Blogging for Dollars $$$: African journalists win top blog awards

It has been awhile since I have written anything about news stories coming out of Africa. Fortunately, Africa’s growing communities of blog authors, citizen and professional journalists and writers who publish their work online have begun to garner the world’s attention over the past few years. This makes my small contribution to blogging about Africa and global issues no less important but it does help to give me and others who write about Africa inspiration.

Just today I made two important discoveries about the success of Africa’s bloggers. Global Voices Online has an update on the first African Blog Awards for Journalists which led me to dig deeper and review the work of a wonderful young investigative reporter in Uganda, Rosebell Kagumire.

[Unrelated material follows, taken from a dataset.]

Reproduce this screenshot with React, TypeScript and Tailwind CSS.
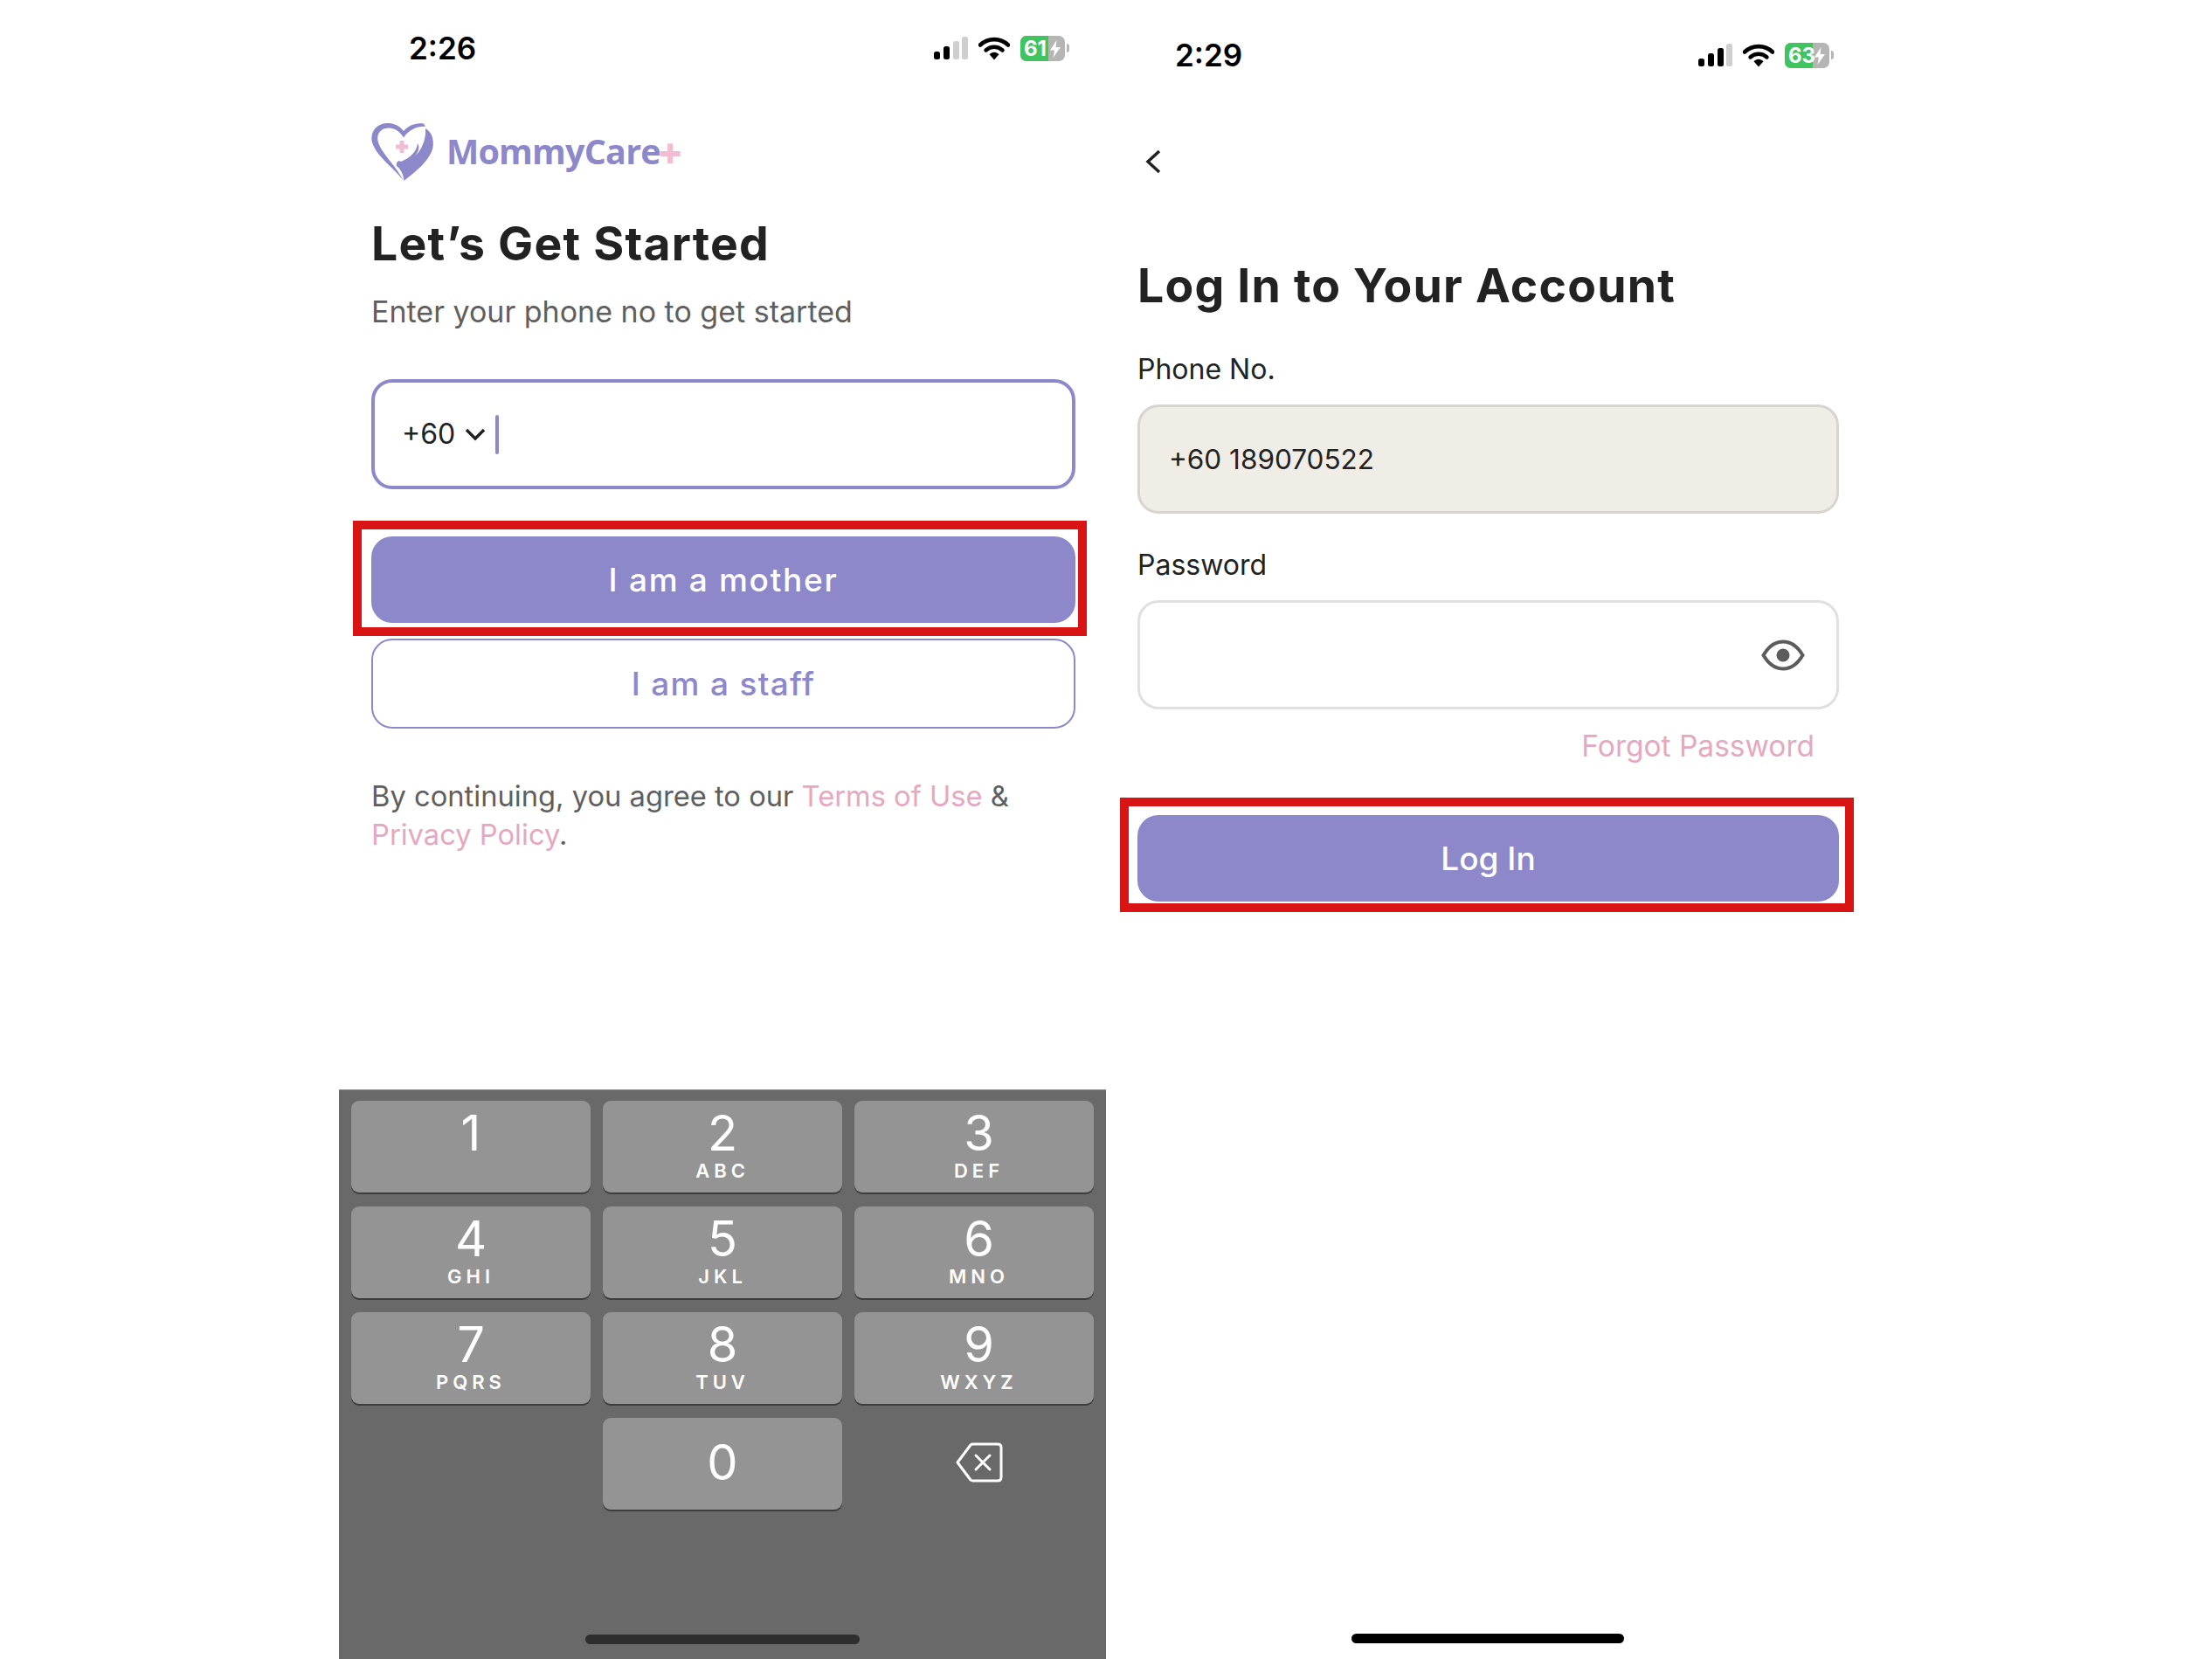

Rosebell, who just last year started her personal blog, is one of the winners of the first Waxal Blogging Africa Awards for Journalists. Like Andrew M. Mwenda* and other top African journalists and news professionals who have come to our attention via the CNN African Journalists Awards and the Panos Institute in London, Rosebell Kagumire and the winners of the 2009 Waxal Blog Awards are important new voices in Africa that we should closely follow.

Here is a link to a recent interview with Rosebell conducted by the Financial Times correspondent Christopher Mason:

Radio Slience – a look at efforts to increase access to media in the developing world
The View From Uganda: Multi-platform journalism and more 02/23/09


Be sure to visit the blogs of the winners of the Waxal African Blogging Awards, particularly the work of the award-winning DR Congo radio journalist Cedric Kalonji (Radio Okapi) and the news team at the Lusaka Times. Independent press and news media is under threat in many African countries but thanks to the hard work and diligence of these brave people Africans have a stronger voice on the world stage.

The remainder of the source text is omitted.